### Dataset rows

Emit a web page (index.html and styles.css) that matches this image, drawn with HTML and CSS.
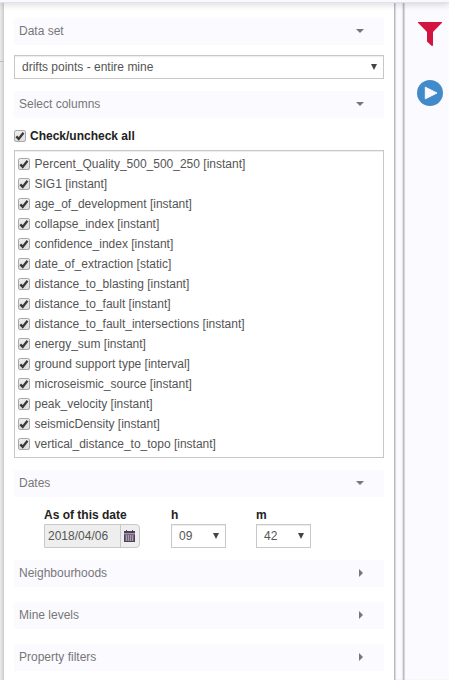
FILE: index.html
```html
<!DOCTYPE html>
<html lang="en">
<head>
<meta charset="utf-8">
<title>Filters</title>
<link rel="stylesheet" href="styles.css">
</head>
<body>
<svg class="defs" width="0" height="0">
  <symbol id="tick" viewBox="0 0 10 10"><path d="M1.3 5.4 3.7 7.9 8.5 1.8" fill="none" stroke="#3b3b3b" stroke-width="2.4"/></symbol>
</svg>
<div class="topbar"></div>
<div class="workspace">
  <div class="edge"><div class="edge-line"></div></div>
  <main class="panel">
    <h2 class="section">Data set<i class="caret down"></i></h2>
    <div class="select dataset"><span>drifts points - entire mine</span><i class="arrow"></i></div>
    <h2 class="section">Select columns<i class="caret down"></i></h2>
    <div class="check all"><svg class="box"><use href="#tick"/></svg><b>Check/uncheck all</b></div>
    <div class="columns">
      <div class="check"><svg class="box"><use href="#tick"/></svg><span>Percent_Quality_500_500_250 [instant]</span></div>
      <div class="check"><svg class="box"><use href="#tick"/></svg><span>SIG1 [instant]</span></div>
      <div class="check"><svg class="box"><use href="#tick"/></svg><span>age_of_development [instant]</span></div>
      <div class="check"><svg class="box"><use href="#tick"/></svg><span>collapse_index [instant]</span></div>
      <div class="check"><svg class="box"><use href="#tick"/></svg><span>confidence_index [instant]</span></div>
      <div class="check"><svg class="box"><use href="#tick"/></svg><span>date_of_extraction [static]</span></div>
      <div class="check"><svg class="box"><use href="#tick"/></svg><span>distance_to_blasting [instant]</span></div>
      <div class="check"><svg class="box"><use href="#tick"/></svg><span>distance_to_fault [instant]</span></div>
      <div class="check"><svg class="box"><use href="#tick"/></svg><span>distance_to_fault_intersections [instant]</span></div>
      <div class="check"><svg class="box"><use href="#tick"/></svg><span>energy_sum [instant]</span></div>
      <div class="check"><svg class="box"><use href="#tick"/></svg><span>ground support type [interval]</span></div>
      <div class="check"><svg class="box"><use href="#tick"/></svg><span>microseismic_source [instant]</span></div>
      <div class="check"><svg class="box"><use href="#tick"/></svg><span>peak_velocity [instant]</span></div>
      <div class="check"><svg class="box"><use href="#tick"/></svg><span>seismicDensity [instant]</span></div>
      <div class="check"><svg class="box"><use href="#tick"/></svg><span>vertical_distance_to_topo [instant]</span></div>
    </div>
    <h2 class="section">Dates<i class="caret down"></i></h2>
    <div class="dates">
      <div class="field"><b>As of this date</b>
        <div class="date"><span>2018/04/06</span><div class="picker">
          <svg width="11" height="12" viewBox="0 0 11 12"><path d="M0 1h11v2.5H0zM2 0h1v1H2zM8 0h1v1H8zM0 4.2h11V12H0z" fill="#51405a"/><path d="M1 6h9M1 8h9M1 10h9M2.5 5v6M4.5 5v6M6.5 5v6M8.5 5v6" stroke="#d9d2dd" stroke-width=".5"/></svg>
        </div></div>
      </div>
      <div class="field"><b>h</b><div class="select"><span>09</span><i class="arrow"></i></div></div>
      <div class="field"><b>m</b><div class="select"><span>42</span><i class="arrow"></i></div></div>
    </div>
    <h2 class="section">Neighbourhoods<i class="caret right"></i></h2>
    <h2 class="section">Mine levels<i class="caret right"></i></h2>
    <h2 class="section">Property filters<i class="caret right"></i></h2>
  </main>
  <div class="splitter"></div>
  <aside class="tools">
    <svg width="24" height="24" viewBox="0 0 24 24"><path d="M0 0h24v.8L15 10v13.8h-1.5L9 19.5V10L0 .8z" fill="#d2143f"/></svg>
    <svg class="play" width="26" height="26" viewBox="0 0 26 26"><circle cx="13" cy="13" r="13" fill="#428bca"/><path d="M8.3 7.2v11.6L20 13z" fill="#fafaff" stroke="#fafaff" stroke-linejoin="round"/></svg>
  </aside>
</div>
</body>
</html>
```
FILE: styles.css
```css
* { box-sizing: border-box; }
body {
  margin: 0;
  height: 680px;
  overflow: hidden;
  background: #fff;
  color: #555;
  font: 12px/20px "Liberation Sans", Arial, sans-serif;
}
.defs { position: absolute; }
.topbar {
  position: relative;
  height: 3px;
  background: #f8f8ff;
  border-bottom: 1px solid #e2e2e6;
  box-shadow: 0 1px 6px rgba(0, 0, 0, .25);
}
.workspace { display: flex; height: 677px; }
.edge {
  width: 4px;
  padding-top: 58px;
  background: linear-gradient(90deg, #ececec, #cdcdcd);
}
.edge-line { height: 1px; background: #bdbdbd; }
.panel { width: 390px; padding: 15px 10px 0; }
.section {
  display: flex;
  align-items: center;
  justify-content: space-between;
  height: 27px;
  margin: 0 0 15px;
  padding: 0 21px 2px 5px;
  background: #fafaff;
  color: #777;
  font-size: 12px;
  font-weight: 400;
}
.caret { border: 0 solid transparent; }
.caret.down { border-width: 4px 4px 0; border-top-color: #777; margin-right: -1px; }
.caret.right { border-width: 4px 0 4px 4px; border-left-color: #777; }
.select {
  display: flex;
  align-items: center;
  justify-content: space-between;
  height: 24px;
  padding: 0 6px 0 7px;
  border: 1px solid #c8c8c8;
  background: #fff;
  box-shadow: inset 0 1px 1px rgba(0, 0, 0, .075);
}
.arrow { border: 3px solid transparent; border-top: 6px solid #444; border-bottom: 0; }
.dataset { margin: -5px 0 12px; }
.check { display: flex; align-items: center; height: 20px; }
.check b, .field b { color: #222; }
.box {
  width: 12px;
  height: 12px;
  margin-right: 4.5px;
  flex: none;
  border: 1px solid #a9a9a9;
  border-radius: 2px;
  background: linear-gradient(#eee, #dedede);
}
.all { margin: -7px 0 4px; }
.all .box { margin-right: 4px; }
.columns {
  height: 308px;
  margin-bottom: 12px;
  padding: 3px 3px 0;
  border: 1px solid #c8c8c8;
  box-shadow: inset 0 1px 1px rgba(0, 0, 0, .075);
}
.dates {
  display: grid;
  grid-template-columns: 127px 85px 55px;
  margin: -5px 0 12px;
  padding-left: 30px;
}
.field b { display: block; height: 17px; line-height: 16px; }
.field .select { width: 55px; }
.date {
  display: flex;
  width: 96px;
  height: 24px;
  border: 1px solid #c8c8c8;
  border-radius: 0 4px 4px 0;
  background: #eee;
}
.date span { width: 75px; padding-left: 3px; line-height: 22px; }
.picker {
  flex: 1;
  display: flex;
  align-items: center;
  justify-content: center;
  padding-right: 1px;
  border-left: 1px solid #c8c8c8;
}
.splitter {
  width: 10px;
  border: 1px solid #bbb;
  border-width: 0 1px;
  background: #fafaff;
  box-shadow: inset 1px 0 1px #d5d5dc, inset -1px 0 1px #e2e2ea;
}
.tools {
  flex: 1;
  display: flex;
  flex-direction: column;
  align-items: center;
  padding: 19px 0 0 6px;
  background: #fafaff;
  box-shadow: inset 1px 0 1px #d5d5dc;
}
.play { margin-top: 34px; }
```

--

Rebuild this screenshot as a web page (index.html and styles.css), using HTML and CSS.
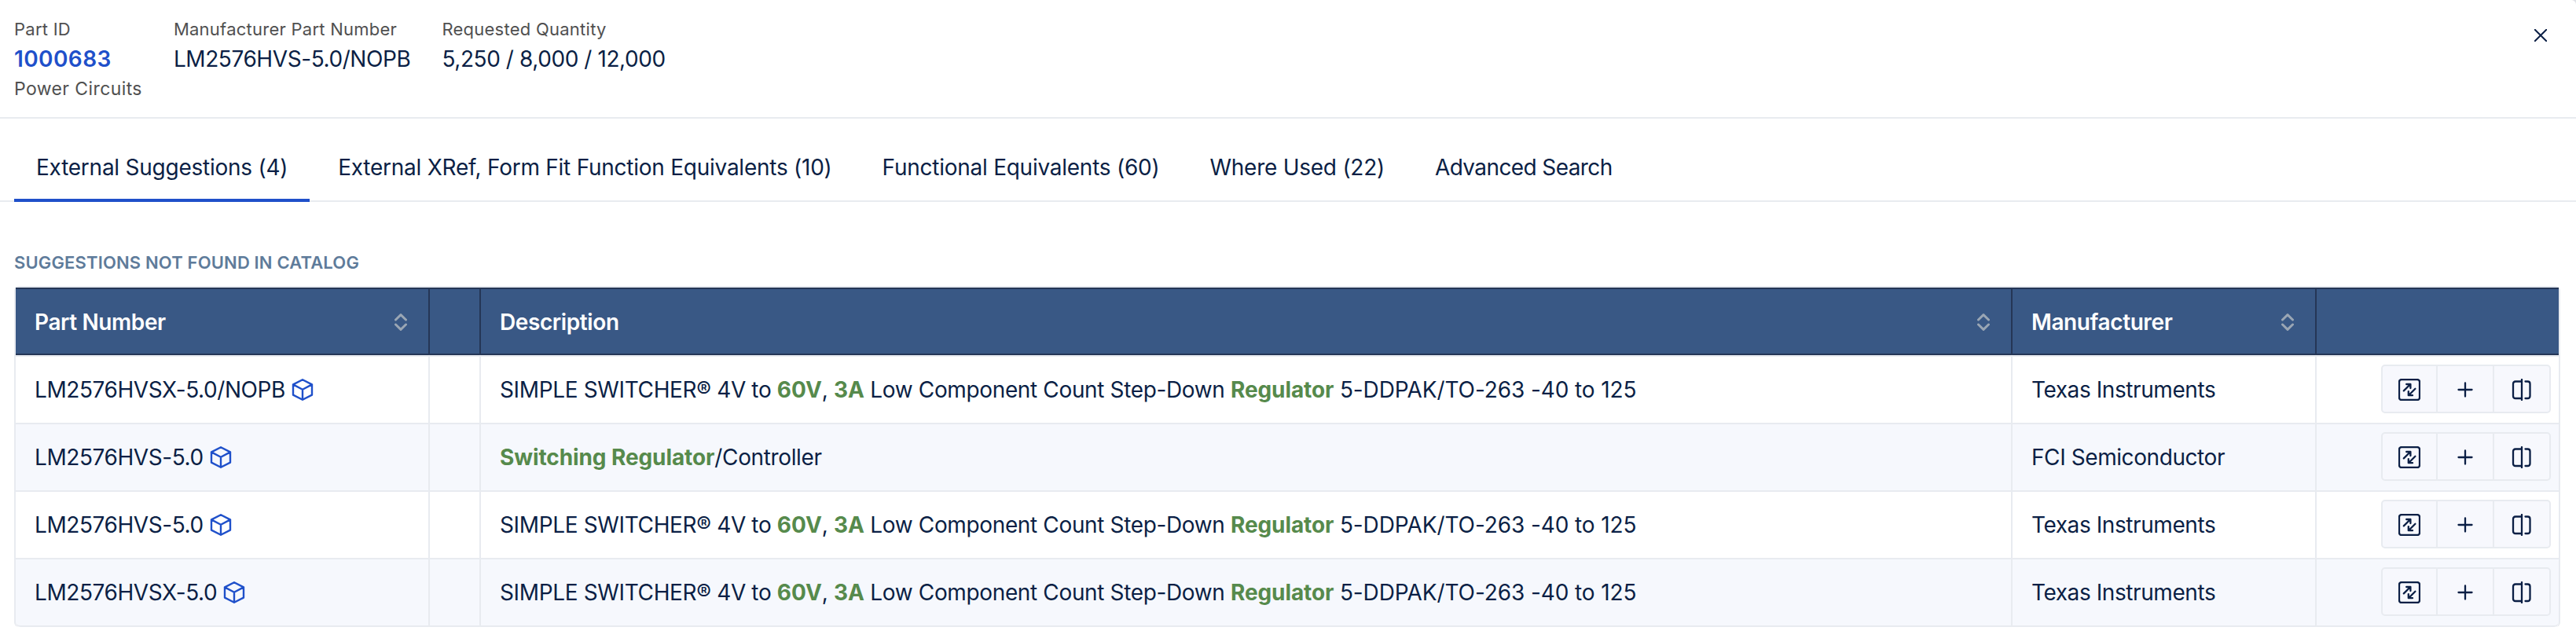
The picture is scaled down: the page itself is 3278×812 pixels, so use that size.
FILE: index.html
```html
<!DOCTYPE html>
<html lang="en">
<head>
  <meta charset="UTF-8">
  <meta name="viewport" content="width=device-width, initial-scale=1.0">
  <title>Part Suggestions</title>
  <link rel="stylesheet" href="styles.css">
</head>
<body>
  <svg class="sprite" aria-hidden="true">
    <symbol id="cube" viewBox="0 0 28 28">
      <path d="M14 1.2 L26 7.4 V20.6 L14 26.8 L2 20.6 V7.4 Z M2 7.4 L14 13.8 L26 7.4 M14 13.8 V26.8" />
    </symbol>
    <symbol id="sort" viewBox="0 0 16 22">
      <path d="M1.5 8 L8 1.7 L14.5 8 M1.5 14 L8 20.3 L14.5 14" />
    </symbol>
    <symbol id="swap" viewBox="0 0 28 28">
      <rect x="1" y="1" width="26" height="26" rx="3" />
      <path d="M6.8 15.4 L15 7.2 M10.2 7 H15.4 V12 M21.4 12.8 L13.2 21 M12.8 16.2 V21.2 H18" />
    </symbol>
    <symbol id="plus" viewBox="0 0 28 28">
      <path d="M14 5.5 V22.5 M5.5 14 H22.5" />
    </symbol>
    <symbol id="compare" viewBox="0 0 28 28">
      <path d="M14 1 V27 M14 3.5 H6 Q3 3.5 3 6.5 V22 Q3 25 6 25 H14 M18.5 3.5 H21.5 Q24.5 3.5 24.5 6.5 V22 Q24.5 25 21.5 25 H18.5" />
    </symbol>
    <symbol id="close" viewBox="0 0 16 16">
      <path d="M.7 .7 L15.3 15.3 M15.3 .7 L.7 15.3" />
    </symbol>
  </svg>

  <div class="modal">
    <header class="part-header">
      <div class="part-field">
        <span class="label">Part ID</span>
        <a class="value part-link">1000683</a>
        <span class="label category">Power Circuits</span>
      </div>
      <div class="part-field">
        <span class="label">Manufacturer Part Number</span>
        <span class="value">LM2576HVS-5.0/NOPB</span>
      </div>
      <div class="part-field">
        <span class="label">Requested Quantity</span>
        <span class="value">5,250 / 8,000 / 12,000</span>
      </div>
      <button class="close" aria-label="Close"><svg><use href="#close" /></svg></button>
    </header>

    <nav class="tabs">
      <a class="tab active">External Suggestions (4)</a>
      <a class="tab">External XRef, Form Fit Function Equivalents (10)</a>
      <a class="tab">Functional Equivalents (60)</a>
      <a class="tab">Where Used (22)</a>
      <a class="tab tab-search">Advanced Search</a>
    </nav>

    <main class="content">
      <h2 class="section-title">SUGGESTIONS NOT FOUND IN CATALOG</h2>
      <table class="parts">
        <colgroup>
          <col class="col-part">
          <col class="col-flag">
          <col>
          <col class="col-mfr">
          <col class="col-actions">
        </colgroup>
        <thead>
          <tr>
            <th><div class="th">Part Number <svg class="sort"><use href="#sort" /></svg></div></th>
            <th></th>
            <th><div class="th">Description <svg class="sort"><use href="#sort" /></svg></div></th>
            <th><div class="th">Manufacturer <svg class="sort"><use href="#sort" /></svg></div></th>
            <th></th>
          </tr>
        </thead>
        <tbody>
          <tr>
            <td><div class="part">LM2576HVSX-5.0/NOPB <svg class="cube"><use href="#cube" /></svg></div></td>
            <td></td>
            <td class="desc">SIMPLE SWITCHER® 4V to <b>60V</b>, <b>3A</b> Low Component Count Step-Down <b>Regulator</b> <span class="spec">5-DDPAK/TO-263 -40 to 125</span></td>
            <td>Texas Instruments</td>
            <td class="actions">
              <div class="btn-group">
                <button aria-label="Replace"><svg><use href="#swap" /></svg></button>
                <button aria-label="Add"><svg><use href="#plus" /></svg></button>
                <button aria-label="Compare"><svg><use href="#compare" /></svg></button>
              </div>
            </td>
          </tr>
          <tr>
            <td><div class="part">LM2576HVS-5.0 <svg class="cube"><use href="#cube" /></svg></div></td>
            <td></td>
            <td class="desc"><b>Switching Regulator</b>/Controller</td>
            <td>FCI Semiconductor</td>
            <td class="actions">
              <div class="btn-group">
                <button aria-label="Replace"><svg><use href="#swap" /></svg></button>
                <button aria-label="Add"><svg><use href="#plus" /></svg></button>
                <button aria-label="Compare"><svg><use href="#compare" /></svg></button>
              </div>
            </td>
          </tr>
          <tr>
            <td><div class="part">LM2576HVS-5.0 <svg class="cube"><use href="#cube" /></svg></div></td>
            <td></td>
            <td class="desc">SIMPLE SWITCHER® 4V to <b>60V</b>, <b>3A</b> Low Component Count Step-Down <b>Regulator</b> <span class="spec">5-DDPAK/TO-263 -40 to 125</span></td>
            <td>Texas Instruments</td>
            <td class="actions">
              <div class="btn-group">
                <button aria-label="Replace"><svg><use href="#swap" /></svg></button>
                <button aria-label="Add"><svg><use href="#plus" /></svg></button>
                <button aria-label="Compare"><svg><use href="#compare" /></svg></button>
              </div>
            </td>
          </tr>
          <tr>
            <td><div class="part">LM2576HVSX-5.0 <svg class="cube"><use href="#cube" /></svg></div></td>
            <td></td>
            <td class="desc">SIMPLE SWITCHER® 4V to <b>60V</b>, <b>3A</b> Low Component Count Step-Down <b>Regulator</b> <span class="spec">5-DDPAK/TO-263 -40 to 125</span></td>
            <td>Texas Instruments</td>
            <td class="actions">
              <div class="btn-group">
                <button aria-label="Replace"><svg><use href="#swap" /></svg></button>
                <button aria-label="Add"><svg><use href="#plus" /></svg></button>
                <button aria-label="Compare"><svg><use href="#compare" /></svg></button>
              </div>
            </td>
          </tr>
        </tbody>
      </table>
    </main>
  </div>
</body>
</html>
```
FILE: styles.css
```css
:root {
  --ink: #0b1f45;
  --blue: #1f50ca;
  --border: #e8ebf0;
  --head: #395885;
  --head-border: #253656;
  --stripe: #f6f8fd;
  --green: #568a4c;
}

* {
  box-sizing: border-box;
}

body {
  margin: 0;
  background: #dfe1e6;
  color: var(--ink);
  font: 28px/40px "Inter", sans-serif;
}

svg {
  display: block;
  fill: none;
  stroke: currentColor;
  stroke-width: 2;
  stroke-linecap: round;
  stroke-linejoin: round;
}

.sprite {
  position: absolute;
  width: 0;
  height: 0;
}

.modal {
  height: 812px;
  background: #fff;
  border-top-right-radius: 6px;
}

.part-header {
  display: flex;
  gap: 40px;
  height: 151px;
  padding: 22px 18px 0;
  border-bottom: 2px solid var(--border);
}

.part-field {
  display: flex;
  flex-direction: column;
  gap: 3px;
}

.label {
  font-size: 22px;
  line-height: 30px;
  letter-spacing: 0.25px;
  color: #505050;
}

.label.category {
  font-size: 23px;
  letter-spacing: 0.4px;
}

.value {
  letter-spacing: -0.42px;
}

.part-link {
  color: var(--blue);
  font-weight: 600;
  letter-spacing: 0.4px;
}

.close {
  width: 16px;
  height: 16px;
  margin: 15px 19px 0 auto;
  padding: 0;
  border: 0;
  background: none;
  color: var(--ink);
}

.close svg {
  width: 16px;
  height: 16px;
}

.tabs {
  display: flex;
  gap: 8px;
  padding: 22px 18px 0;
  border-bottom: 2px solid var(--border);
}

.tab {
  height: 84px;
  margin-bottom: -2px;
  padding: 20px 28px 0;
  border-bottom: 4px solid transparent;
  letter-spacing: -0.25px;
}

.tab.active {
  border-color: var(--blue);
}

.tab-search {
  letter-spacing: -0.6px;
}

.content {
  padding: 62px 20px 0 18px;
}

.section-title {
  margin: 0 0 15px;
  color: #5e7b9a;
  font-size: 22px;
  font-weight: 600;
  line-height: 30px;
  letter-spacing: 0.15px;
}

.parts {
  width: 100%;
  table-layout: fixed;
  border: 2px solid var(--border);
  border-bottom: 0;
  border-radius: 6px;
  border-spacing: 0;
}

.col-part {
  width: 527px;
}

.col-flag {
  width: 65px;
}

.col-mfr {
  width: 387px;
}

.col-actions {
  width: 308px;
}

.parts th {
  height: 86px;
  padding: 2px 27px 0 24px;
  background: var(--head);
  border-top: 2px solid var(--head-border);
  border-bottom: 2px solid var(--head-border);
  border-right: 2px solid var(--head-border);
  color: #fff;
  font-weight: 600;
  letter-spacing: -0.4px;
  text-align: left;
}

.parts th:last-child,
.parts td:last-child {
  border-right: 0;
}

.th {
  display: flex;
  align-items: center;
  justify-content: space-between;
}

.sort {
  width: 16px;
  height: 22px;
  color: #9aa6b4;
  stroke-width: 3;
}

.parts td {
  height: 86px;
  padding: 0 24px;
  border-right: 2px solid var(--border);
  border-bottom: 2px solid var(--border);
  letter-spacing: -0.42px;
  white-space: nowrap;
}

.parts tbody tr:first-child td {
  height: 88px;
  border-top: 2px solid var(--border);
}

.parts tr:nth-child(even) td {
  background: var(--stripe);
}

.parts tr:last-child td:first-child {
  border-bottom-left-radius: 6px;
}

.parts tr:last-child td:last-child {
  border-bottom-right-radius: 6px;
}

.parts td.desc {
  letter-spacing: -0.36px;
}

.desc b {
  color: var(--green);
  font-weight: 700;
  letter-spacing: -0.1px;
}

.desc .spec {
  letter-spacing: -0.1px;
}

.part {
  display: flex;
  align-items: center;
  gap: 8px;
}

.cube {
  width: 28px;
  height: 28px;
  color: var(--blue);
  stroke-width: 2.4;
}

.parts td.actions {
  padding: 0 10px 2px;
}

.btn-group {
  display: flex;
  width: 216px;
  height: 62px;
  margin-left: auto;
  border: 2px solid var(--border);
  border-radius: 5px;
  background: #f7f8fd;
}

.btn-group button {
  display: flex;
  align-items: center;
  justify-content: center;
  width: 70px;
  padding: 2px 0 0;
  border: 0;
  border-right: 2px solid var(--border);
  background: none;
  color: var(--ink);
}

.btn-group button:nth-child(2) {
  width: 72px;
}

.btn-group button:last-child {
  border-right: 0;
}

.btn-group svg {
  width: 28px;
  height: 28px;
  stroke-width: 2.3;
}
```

### Goal
In the listing above, how many lines include the word "page"? Answer with the number and nothing more.

### Task answer
3